For me, today’s walk was the most difficult. I’m not sure why. Maybe because my expectations were of a stroll, which it wasn’t. Maybe it was the heat – it got up to 28oC and we were exposed to sunlight for most of the walk. Maybe I’m just tired now after six days of tramping around Pyrenean mountains.

Maybe I’m thinking of home, and my mental place isn’t here anymore but somewhere else – no, I don’t think it’s that.

And I haven’t put to one side the fact that I’ve done very little exercise over the past few weeks what with finishing my book and work, and then for six days in a row I walk 17 or 18km and climb over 1,000m every day. No wonder my legs are complaining. ‘Fuck me,’ I can hear them say, ‘we don’t mind a tough walk every now and again, but almost nothing for a month and then six days of this? Ah, now.’

Anyway it doesn’t matter. Another great day, another great walk. We got out, we went up, we came down, we came home safe, all four safe and sound.
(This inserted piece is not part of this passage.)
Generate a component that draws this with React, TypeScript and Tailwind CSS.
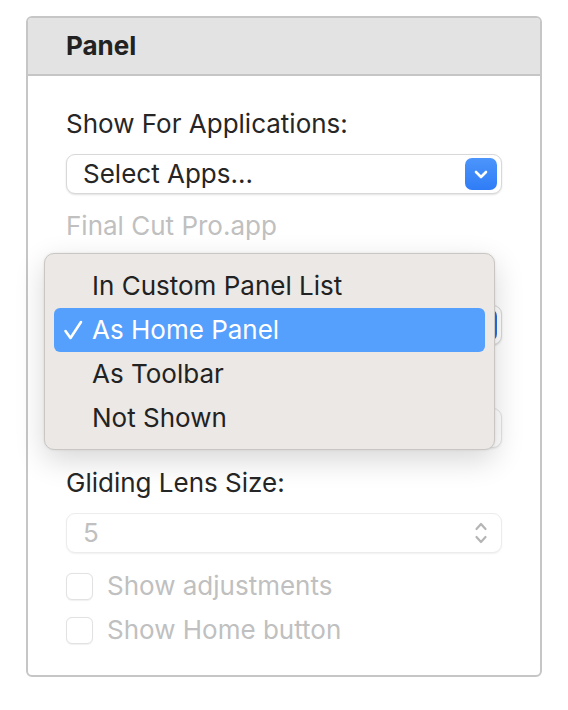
import React from 'react';

const font = { fontFamily: 'Inter, "Noto Sans", sans-serif' };

function ChevronDown() {
  return (
    <svg width="14" height="9" viewBox="0 0 14 9" fill="none">
      <path d="M2 2l5 5 5-5" stroke="white" strokeWidth="2.6" strokeLinecap="round" strokeLinejoin="round" />
    </svg>
  );
}

function Stepper() {
  return (
    <svg width="14" height="24" viewBox="0 0 14 24" fill="none">
      <path d="M2.5 8l4.5-5 4.5 5" stroke="#b5b5b5" strokeWidth="2.2" strokeLinecap="round" strokeLinejoin="round" />
      <path d="M2.5 16l4.5 5 4.5-5" stroke="#b5b5b5" strokeWidth="2.2" strokeLinecap="round" strokeLinejoin="round" />
    </svg>
  );
}

function Check() {
  return (
    <svg width="20" height="20" viewBox="0 0 20 20" fill="none">
      <path d="M2.5 11l5 7L18 2" stroke="white" strokeWidth="2.6" strokeLinecap="round" strokeLinejoin="round" />
    </svg>
  );
}

function PopupButton({ label, dark }: { label?: string; dark?: boolean }) {
  return (
    <div className="h-[40px] w-full rounded-[9px] bg-white border border-[#d8d8d8] shadow-[0_1px_2px_rgba(0,0,0,0.12)] flex items-center justify-between pl-[16px] pr-[4px]">
      <span className="text-[26px] leading-[32px] text-[#262626]">{label}</span>
      <div
        className={
          dark
            ? 'w-[32px] h-[32px] rounded-[7px] bg-[#2a6fe6] flex items-center justify-center'
            : 'w-[32px] h-[32px] rounded-[7px] bg-gradient-to-b from-[#4c95fc] to-[#2f7cf6] flex items-center justify-center'
        }
      >
        <ChevronDown />
      </div>
    </div>
  );
}

function CheckRow({ label, className }: { label: string; className: string }) {
  return (
    <div className={`flex items-center h-[32px] ${className}`}>
      <div className="w-[27px] h-[27px] rounded-[6px] border border-[#e2e2e2] bg-white shadow-[0_0.5px_1px_rgba(0,0,0,0.06)]" />
      <span className="ml-[14px] text-[26px] leading-[32px] text-[#c0c0c0]">{label}</span>
    </div>
  );
}

const items = ['In Custom Panel List', 'As Home Panel', 'As Toolbar', 'Not Shown'];

export default function App() {
  return (
    <div className="w-[568px] h-[710px] bg-white pt-[16px] pl-[26px]" style={font}>
      <div className="relative w-[516px] border-2 border-[#c6c6c6] rounded-[6px]">
        {/* Header */}
        <div className="h-[58px] bg-[#e3e3e3] border-b-2 border-[#c6c6c6] rounded-t-[4px] flex items-center px-[38px]">
          <span className="text-[26px] leading-[32px] font-bold text-[#222]">Panel</span>
        </div>

        {/* Body */}
        <div className="flex flex-col px-[38px] pt-[32px] pb-[29px]">
          <div className="text-[26px] leading-[32px] text-[#262626]">Show For Applications:</div>
          <div className="mt-[14px]">
            <PopupButton label="Select Apps..." />
          </div>
          <div className="mt-[16px] text-[26px] leading-[32px] text-[#c0c0c0]">Final Cut Pro.app</div>

          {/* rows hidden behind the open menu */}
          <div className="mt-[17px] h-[32px]" />
          <div className="mt-[14px]">
            <PopupButton dark />
          </div>
          <div className="mt-[17px] h-[32px]" />
          <div className="mt-[14px] h-[40px] rounded-[9px] bg-white border border-[#e4e4e4] shadow-[0_1px_2px_rgba(0,0,0,0.08)]" />

          <div className="mt-[19px] text-[26px] leading-[32px] text-[#262626]">Gliding Lens Size:</div>
          <div className="mt-[14px] h-[40px] rounded-[9px] bg-white border border-[#ececec] shadow-[0_1px_2px_rgba(0,0,0,0.06)] flex items-center justify-between pl-[16px] pr-[13px]">
            <span className="text-[26px] leading-[32px] text-[#c0c0c0]">5</span>
            <Stepper />
          </div>

          <CheckRow label="Show adjustments" className="mt-[17px]" />
          <CheckRow label="Show Home button" className="mt-[12px]" />
        </div>

        {/* Open popup menu */}
        <div className="absolute left-[16px] top-[235px] w-[451px] rounded-[10px] bg-[#ebe8e5] border border-[#c9c6c3] shadow-[0_10px_30px_rgba(0,0,0,0.16),0_0_3px_rgba(0,0,0,0.08)] pt-[10px] pb-[9px] px-[9px]">
          {items.map((it, i) => {
            const active = i === 1;
            return (
              <div
                key={it}
                className={
                  active
                    ? 'relative h-[44px] rounded-[6px] bg-[#55a0fd] flex items-center pl-[38px]'
                    : 'relative h-[44px] flex items-center pl-[38px]'
                }
              >
                {active && (
                  <div className="absolute left-[9px] top-[12px]">
                    <Check />
                  </div>
                )}
                <span className={active ? 'text-[26px] leading-[32px] text-white' : 'text-[26px] leading-[32px] text-[#222]'}>
                  {it}
                </span>
              </div>
            );
          })}
        </div>
      </div>
    </div>
  );
}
Forest and plain, boulder, peak and valley. A treat. May I never take it for granted. Walking with my brothers.

And now my legs are empty but my heart and soul are full and present. My knees ache, but my eyes are soft and I’m easy in my own skin. My breathing is calm.

It’s late afternoon and John and Pad have gone to the supermarket for the last shop. Der has set the fire. I made tea and now I’m drawing my pen over paper, scratching words out of the air and putting them on the page. Leonard is singing about meeting a woman when he and she were ‘almost young’. The sun cuts a slant across the old wooden floor. I’ll pour the tea.

It’s evening and we’re sitting on the balcony, looking east, enjoying a beery aperitif. A green bird, larger than a blackbird flies into the middle of a tree in our eyeline and latches on to its spinal trunk up near the top. It disappears behind the trunk and we wonder if it’s gone, but no, Pad can just about make out the colour and his beak. John joins us and says it might be the Pic Vert that they get in Nantes. He’s right, it’s the green woodpecker (according to my browser Ecosia). The bird takes off, horizontally, at speed and leaves a great gout of white shit after him and gives a screech and we can see from its colouring and shape and flight that it is a woodpecker. And our wonder at the difference (la differénce) between where we are and where we’re from is confirmed again. As if we needed anymore confirmation than the shadows rising up the side of the mountains before us and the soft clang of bells from grazing animals’ necks wafting up from the valley below.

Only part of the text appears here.